*** ENTRIES PROVIDED ***
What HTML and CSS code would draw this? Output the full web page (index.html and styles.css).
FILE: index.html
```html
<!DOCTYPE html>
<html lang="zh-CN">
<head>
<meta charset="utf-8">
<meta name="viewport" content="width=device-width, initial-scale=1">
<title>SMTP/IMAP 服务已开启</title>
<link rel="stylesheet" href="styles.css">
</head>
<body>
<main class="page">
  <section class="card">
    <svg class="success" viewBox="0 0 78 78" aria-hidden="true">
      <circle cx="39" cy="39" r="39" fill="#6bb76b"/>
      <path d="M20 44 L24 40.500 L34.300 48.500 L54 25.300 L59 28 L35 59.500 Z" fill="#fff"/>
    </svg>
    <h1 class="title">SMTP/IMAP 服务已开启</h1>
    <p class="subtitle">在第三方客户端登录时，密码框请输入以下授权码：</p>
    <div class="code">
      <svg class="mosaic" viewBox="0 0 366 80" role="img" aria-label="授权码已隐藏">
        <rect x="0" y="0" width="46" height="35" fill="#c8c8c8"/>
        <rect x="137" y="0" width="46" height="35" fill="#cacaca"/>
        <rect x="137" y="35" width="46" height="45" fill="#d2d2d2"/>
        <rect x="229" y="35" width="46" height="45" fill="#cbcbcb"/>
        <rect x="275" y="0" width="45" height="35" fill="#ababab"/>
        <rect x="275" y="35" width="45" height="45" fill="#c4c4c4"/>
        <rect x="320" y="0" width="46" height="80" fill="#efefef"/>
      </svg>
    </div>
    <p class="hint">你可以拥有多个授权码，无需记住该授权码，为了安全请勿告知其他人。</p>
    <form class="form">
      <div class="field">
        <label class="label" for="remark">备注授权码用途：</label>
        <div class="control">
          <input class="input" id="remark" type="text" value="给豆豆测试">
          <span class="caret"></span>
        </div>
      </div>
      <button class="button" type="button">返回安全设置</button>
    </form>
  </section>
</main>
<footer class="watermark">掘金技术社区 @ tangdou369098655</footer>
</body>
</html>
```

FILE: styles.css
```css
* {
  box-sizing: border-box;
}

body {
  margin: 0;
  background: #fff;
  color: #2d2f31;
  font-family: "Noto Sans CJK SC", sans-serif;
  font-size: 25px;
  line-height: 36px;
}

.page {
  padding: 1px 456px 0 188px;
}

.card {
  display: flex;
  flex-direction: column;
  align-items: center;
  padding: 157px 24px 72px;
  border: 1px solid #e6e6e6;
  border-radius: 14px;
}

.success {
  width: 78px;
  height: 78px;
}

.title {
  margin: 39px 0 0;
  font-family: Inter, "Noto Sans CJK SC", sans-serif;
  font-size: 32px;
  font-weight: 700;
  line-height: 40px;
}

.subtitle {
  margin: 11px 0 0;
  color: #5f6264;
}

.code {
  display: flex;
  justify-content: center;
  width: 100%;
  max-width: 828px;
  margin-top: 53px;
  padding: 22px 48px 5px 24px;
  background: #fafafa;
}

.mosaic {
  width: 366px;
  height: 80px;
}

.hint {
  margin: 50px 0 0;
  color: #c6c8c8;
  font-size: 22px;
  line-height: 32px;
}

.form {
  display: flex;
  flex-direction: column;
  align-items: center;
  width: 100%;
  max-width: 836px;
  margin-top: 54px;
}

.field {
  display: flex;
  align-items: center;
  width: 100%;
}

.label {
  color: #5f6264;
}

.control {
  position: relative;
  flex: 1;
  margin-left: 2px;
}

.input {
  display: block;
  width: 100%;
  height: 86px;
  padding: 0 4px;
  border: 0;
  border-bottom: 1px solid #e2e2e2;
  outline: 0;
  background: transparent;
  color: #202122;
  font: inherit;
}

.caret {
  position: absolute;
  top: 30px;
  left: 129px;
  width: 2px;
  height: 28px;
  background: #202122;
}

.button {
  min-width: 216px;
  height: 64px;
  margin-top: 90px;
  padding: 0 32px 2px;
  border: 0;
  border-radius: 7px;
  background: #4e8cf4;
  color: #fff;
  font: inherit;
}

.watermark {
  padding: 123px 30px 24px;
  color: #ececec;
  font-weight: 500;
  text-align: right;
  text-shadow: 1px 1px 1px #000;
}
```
***
*** ENTRIES PROVIDED ***
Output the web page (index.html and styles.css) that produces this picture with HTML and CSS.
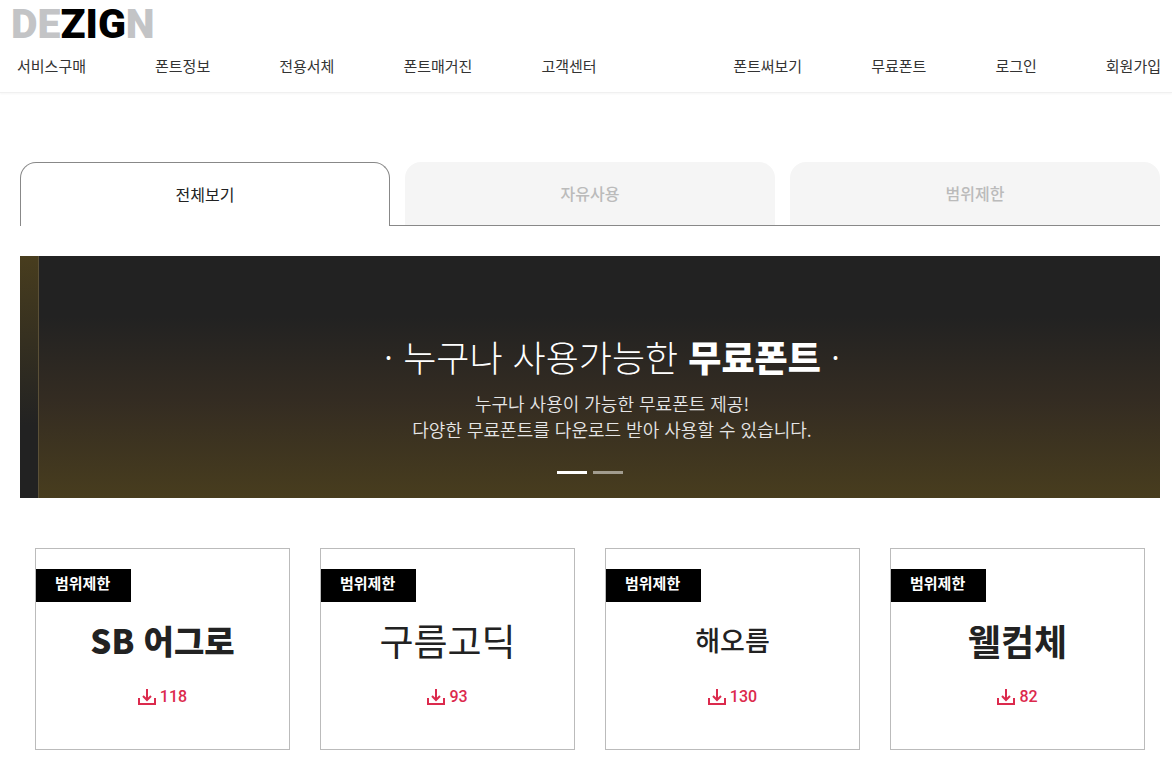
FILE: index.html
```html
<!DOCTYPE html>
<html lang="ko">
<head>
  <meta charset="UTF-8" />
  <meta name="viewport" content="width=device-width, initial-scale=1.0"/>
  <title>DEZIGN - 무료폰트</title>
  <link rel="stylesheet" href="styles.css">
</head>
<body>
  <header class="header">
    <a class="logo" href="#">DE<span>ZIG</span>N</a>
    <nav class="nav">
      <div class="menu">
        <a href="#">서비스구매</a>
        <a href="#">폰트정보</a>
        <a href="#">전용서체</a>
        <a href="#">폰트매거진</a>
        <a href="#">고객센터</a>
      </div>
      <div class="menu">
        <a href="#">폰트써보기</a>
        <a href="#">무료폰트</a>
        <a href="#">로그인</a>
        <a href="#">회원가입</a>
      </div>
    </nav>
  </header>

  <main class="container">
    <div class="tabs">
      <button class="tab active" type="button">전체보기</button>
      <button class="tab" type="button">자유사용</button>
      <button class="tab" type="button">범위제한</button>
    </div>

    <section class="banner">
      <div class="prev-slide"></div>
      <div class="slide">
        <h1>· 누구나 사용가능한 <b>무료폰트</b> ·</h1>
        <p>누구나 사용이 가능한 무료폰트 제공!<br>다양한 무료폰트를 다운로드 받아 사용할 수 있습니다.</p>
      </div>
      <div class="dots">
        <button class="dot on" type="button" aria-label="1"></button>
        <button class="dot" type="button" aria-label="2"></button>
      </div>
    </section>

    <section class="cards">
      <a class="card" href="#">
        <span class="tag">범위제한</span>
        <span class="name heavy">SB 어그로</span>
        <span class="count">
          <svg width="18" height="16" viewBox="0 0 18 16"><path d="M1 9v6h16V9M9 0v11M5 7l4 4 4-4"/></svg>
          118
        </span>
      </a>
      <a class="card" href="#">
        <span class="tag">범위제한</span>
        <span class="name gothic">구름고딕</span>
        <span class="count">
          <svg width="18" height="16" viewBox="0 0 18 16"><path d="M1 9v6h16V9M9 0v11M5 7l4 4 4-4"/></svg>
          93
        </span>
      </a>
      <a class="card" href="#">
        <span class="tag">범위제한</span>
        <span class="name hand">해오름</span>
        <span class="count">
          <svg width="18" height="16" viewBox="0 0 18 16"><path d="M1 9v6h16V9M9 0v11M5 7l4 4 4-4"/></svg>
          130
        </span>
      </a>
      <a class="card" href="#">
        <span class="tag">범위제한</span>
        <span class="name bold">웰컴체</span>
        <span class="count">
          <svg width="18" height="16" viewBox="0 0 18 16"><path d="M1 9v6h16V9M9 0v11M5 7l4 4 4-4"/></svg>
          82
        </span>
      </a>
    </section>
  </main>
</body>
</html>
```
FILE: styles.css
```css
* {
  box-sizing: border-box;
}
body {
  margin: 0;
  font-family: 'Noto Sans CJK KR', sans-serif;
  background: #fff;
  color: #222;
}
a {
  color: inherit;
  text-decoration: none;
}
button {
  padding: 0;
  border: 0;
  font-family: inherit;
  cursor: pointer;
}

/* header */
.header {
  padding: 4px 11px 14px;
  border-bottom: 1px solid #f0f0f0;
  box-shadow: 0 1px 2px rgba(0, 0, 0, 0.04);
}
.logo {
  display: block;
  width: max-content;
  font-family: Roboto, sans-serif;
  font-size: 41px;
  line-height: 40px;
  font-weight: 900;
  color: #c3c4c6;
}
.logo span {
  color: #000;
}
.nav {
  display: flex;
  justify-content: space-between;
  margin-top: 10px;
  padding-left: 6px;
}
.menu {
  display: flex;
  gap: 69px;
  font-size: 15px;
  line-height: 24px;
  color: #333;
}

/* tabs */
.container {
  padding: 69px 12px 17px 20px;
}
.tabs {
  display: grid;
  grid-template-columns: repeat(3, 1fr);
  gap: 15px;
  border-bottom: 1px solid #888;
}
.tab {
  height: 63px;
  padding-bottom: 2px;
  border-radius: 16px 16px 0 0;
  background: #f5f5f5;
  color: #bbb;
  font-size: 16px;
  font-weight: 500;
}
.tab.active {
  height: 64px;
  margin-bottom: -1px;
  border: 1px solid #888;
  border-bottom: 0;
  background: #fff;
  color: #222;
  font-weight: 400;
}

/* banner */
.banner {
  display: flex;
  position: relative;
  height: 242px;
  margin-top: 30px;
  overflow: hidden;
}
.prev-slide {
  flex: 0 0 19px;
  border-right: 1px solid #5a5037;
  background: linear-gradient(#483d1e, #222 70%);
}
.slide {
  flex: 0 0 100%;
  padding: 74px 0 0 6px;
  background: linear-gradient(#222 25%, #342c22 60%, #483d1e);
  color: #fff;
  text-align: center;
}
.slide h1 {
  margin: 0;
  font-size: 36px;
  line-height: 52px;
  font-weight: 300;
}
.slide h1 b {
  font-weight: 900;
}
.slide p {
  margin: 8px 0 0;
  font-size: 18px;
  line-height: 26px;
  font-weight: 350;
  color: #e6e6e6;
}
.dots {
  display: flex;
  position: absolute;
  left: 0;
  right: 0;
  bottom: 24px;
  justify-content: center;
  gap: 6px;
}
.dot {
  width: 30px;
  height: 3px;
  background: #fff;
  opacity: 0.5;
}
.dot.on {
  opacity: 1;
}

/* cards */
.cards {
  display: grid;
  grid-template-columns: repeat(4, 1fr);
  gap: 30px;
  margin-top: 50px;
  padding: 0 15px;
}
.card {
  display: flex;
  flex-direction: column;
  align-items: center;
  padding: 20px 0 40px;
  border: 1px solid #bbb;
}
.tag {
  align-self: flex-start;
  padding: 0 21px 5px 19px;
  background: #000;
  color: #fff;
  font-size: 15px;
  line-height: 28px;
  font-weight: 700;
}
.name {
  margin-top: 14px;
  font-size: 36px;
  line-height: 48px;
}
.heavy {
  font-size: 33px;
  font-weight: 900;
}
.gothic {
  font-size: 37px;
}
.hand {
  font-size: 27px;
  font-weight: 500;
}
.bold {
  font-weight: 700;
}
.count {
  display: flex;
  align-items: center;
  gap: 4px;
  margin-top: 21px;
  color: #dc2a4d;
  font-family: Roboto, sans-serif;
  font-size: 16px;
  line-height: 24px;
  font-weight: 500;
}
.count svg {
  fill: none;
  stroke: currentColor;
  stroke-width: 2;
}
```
***
*** ENTRIES PROVIDED ***
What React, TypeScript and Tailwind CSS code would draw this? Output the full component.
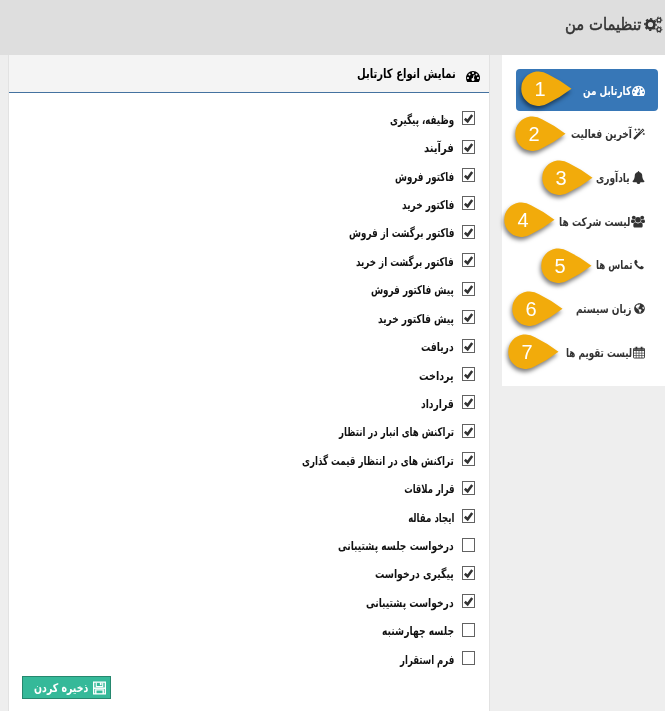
***
EXERCISE »
Collect the lines of the data that carry the word "Output".

TASK SOLUTION »
What HTML and CSS code would draw this? Output the full web page (index.html and styles.css).
Output the web page (index.html and styles.css) that produces this picture with HTML and CSS.
What React, TypeScript and Tailwind CSS code would draw this? Output the full component.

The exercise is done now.